- **Stated task**
Retype the whole listing verbatim and keep the pictures out of it.

- **Information provided**

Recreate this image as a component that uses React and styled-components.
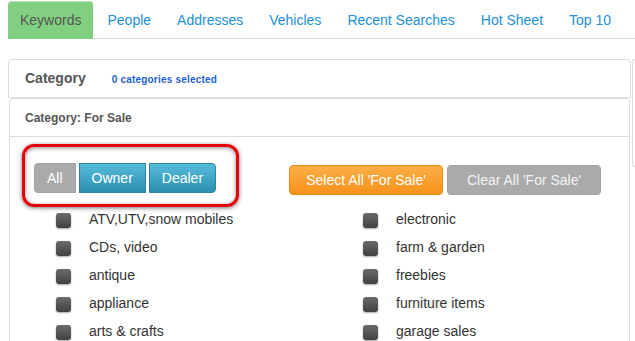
import React from "react";
import styled, { createGlobalStyle, css } from "styled-components";

const Global = createGlobalStyle`
  html, body { margin: 0; padding: 0; overflow: hidden; background: #fff; }
  body { font-family: "Liberation Sans", Arial, sans-serif; font-size: 14px; color: #333; }
  * { box-sizing: border-box; }
`;

const Page = styled.div`
  padding: 1px 0 0 8px;
  height: 341px;
  overflow: hidden;
`;

const Tabs = styled.ul`
  display: flex;
  list-style: none;
  margin: 0;
  padding: 0;
  border-bottom: 1px solid #ddd;
`;

const Tab = styled.li`
  padding: 9px 12px;
  margin-right: 2px;
  margin-bottom: -1px;
  line-height: 20px;
  font-size: 14px;
  border-radius: 4px 4px 0 0;
  color: #2190d9;
  white-space: nowrap;
  ${(p) =>
    p.$active &&
    css`
      background: #81cf81;
      color: #555;
      box-shadow: inset 0 1px 0 #b8e3b8;
    `}
`;

const MainRow = styled.div`
  display: flex;
  align-items: flex-start;
  margin-top: 20px;
`;

const Column = styled.div`
  width: 623px;
  flex: none;
`;

const SidePanel = styled.div`
  flex: 1;
  margin-left: 1px;
  height: 108px;
  border: 1px solid #ddd;
  border-right: none;
  border-radius: 4px 0 0 4px;
`;

const Panel = styled.div`
  border: 1px solid #ddd;
  border-radius: 4px 4px 0 0;
  background: #fff;
`;

const InnerPanel = styled(Panel)`
  margin: 0 1px;
  border-radius: 4px 4px 0 0;
  padding-bottom: 40px;
`;

const Heading = styled.div`
  display: flex;
  align-items: baseline;
  height: 37px;
  padding: 8px 16px 0;
  line-height: 20px;
`;

const HeadTitle = styled.span`
  font-size: 14px;
  font-weight: bold;
  color: #555;
`;

const HeadNote = styled.span`
  margin-left: 26px;
  font-size: 10px;
  line-height: 12px;
  font-weight: bold;
  letter-spacing: 0.2px;
  color: #1d5fd3;
`;

const SubHeading = styled.div`
  height: 38px;
  padding: 9px 15px 0;
  line-height: 20px;
  font-size: 12px;
  font-weight: bold;
  color: #555;
  border-bottom: 1px solid #ddd;
`;

const Body = styled.div`
  padding: 7px 12px 0;
`;

const ButtonRow = styled.div`
  display: flex;
  align-items: flex-start;
`;

const Highlight = styled.div`
  border: 3px solid #e8000b;
  border-radius: 12px;
  padding: 16px 20px 11px 9px;
  box-shadow: 0 1px 4px rgba(0, 0, 0, 0.55), inset 0 1px 4px rgba(0, 0, 0, 0.45);
`;

const Group = styled.div`
  display: flex;
  gap: 3px;
`;

const GroupBtn = styled.button`
  font-family: inherit;
  font-size: 14px;
  line-height: 20px;
  height: 30px;
  padding: 4px 12px;
  color: #fff;
  border: 1px solid #2a86a6;
  background: linear-gradient(#56bcda, #2c8fb0);
  border-radius: 0;
  ${(p) =>
    p.$first &&
    css`
      border-radius: 4px 0 0 4px;
    `}
  ${(p) =>
    p.$last &&
    css`
      border-radius: 0 4px 4px 0;
    `}
  ${(p) =>
    p.$muted &&
    css`
      background: #aaa;
      border-color: #a2a2a2;
    `}
`;

const Actions = styled.div`
  display: flex;
  gap: 4px;
  margin: 21px 0 0 50px;
`;

const ActionBtn = styled.button`
  width: 154px;
  height: 30px;
  font-family: inherit;
  font-size: 14px;
  line-height: 20px;
  padding: 4px 0;
  text-align: center;
  border-radius: 4px;
  color: #fff;
  border: 1px solid ${(p) => (p.$tone === "orange" ? "#e88c14" : "#a3a3a3")};
  background: ${(p) =>
    p.$tone === "orange" ? "linear-gradient(#fbae45, #f7921c)" : "#aaa"};
  ${(p) =>
    p.$tone !== "orange" &&
    css`
      color: #f4f4f4;
    `}
`;

const List = styled.div`
  display: grid;
  grid-template-columns: 307px 307px;
  grid-template-rows: repeat(5, 28px);
  grid-auto-flow: column;
  margin: -1px 0 0 34px;
`;

const Item = styled.label`
  display: flex;
  align-items: center;
  font-size: 14px;
  color: #333;
  line-height: 28px;
`;

const Label = styled.span`
  position: relative;
  top: -1px;
`;

const Box = styled.span`
  width: 15px;
  height: 15px;
  margin: 0 18px 0 0;
  border-radius: 3px;
  background: linear-gradient(#6b6b6b, #414141);
  box-shadow: 0 1px 2px rgba(0, 0, 0, 0.35);
  flex: none;
`;

const tabs = ["Keywords", "People", "Addresses", "Vehicles", "Recent Searches", "Hot Sheet", "Top 10"];
const items = [
  "ATV,UTV,snow mobiles",
  "CDs, video",
  "antique",
  "appliance",
  "arts & crafts",
  "electronic",
  "farm & garden",
  "freebies",
  "furniture items",
  "garage sales",
];

export default function App() {
  return (
    <>
      <Global />
      <Page>
        <Tabs>
          {tabs.map((t, i) => (
            <Tab key={t} $active={i === 0}>
              {t}
            </Tab>
          ))}
        </Tabs>
        <MainRow>
          <Column>
            <Panel>
              <Heading>
                <HeadTitle>Category</HeadTitle>
                <HeadNote>0 categories selected</HeadNote>
              </Heading>
            </Panel>
            <InnerPanel>
              <SubHeading>Category: For Sale</SubHeading>
              <Body>
                <ButtonRow>
                  <Highlight>
                    <Group>
                      <GroupBtn $first $muted>All</GroupBtn>
                      <GroupBtn>Owner</GroupBtn>
                      <GroupBtn $last>Dealer</GroupBtn>
                    </Group>
                  </Highlight>
                  <Actions>
                    <ActionBtn $tone="orange">Select All 'For Sale'</ActionBtn>
                    <ActionBtn $tone="gray">Clear All 'For Sale'</ActionBtn>
                  </Actions>
                </ButtonRow>
                <List>
                  {items.map((it) => (
                    <Item key={it}>
                      <Box />
                      <Label>{it}</Label>
                    </Item>
                  ))}
                </List>
              </Body>
            </InnerPanel>
          </Column>
          <SidePanel />
        </MainRow>
      </Page>
    </>
  );
}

- **Task result**
Recreate this image as a component that uses React and styled-components.
import React from "react";
import styled, { createGlobalStyle, css } from "styled-components";

const Global = createGlobalStyle`
  html, body { margin: 0; padding: 0; overflow: hidden; background: #fff; }
  body { font-family: "Liberation Sans", Arial, sans-serif; font-size: 14px; color: #333; }
  * { box-sizing: border-box; }
`;

const Page = styled.div`
  padding: 1px 0 0 8px;
  height: 341px;
  overflow: hidden;
`;

const Tabs = styled.ul`
  display: flex;
  list-style: none;
  margin: 0;
  padding: 0;
  border-bottom: 1px solid #ddd;
`;

const Tab = styled.li`
  padding: 9px 12px;
  margin-right: 2px;
  margin-bottom: -1px;
  line-height: 20px;
  font-size: 14px;
  border-radius: 4px 4px 0 0;
  color: #2190d9;
  white-space: nowrap;
  ${(p) =>
    p.$active &&
    css`
      background: #81cf81;
      color: #555;
      box-shadow: inset 0 1px 0 #b8e3b8;
    `}
`;

const MainRow = styled.div`
  display: flex;
  align-items: flex-start;
  margin-top: 20px;
`;

const Column = styled.div`
  width: 623px;
  flex: none;
`;

const SidePanel = styled.div`
  flex: 1;
  margin-left: 1px;
  height: 108px;
  border: 1px solid #ddd;
  border-right: none;
  border-radius: 4px 0 0 4px;
`;

const Panel = styled.div`
  border: 1px solid #ddd;
  border-radius: 4px 4px 0 0;
  background: #fff;
`;

const InnerPanel = styled(Panel)`
  margin: 0 1px;
  border-radius: 4px 4px 0 0;
  padding-bottom: 40px;
`;

const Heading = styled.div`
  display: flex;
  align-items: baseline;
  height: 37px;
  padding: 8px 16px 0;
  line-height: 20px;
`;

const HeadTitle = styled.span`
  font-size: 14px;
  font-weight: bold;
  color: #555;
`;

const HeadNote = styled.span`
  margin-left: 26px;
  font-size: 10px;
  line-height: 12px;
  font-weight: bold;
  letter-spacing: 0.2px;
  color: #1d5fd3;
`;

const SubHeading = styled.div`
  height: 38px;
  padding: 9px 15px 0;
  line-height: 20px;
  font-size: 12px;
  font-weight: bold;
  color: #555;
  border-bottom: 1px solid #ddd;
`;

const Body = styled.div`
  padding: 7px 12px 0;
`;

const ButtonRow = styled.div`
  display: flex;
  align-items: flex-start;
`;

const Highlight = styled.div`
  border: 3px solid #e8000b;
  border-radius: 12px;
  padding: 16px 20px 11px 9px;
  box-shadow: 0 1px 4px rgba(0, 0, 0, 0.55), inset 0 1px 4px rgba(0, 0, 0, 0.45);
`;

const Group = styled.div`
  display: flex;
  gap: 3px;
`;

const GroupBtn = styled.button`
  font-family: inherit;
  font-size: 14px;
  line-height: 20px;
  height: 30px;
  padding: 4px 12px;
  color: #fff;
  border: 1px solid #2a86a6;
  background: linear-gradient(#56bcda, #2c8fb0);
  border-radius: 0;
  ${(p) =>
    p.$first &&
    css`
      border-radius: 4px 0 0 4px;
    `}
  ${(p) =>
    p.$last &&
    css`
      border-radius: 0 4px 4px 0;
    `}
  ${(p) =>
    p.$muted &&
    css`
      background: #aaa;
      border-color: #a2a2a2;
    `}
`;

const Actions = styled.div`
  display: flex;
  gap: 4px;
  margin: 21px 0 0 50px;
`;

const ActionBtn = styled.button`
  width: 154px;
  height: 30px;
  font-family: inherit;
  font-size: 14px;
  line-height: 20px;
  padding: 4px 0;
  text-align: center;
  border-radius: 4px;
  color: #fff;
  border: 1px solid ${(p) => (p.$tone === "orange" ? "#e88c14" : "#a3a3a3")};
  background: ${(p) =>
    p.$tone === "orange" ? "linear-gradient(#fbae45, #f7921c)" : "#aaa"};
  ${(p) =>
    p.$tone !== "orange" &&
    css`
      color: #f4f4f4;
    `}
`;

const List = styled.div`
  display: grid;
  grid-template-columns: 307px 307px;
  grid-template-rows: repeat(5, 28px);
  grid-auto-flow: column;
  margin: -1px 0 0 34px;
`;

const Item = styled.label`
  display: flex;
  align-items: center;
  font-size: 14px;
  color: #333;
  line-height: 28px;
`;

const Label = styled.span`
  position: relative;
  top: -1px;
`;

const Box = styled.span`
  width: 15px;
  height: 15px;
  margin: 0 18px 0 0;
  border-radius: 3px;
  background: linear-gradient(#6b6b6b, #414141);
  box-shadow: 0 1px 2px rgba(0, 0, 0, 0.35);
  flex: none;
`;

const tabs = ["Keywords", "People", "Addresses", "Vehicles", "Recent Searches", "Hot Sheet", "Top 10"];
const items = [
  "ATV,UTV,snow mobiles",
  "CDs, video",
  "antique",
  "appliance",
  "arts & crafts",
  "electronic",
  "farm & garden",
  "freebies",
  "furniture items",
  "garage sales",
];

export default function App() {
  return (
    <>
      <Global />
      <Page>
        <Tabs>
          {tabs.map((t, i) => (
            <Tab key={t} $active={i === 0}>
              {t}
            </Tab>
          ))}
        </Tabs>
        <MainRow>
          <Column>
            <Panel>
              <Heading>
                <HeadTitle>Category</HeadTitle>
                <HeadNote>0 categories selected</HeadNote>
              </Heading>
            </Panel>
            <InnerPanel>
              <SubHeading>Category: For Sale</SubHeading>
              <Body>
                <ButtonRow>
                  <Highlight>
                    <Group>
                      <GroupBtn $first $muted>All</GroupBtn>
                      <GroupBtn>Owner</GroupBtn>
                      <GroupBtn $last>Dealer</GroupBtn>
                    </Group>
                  </Highlight>
                  <Actions>
                    <ActionBtn $tone="orange">Select All 'For Sale'</ActionBtn>
                    <ActionBtn $tone="gray">Clear All 'For Sale'</ActionBtn>
                  </Actions>
                </ButtonRow>
                <List>
                  {items.map((it) => (
                    <Item key={it}>
                      <Box />
                      <Label>{it}</Label>
                    </Item>
                  ))}
                </List>
              </Body>
            </InnerPanel>
          </Column>
          <SidePanel />
        </MainRow>
      </Page>
    </>
  );
}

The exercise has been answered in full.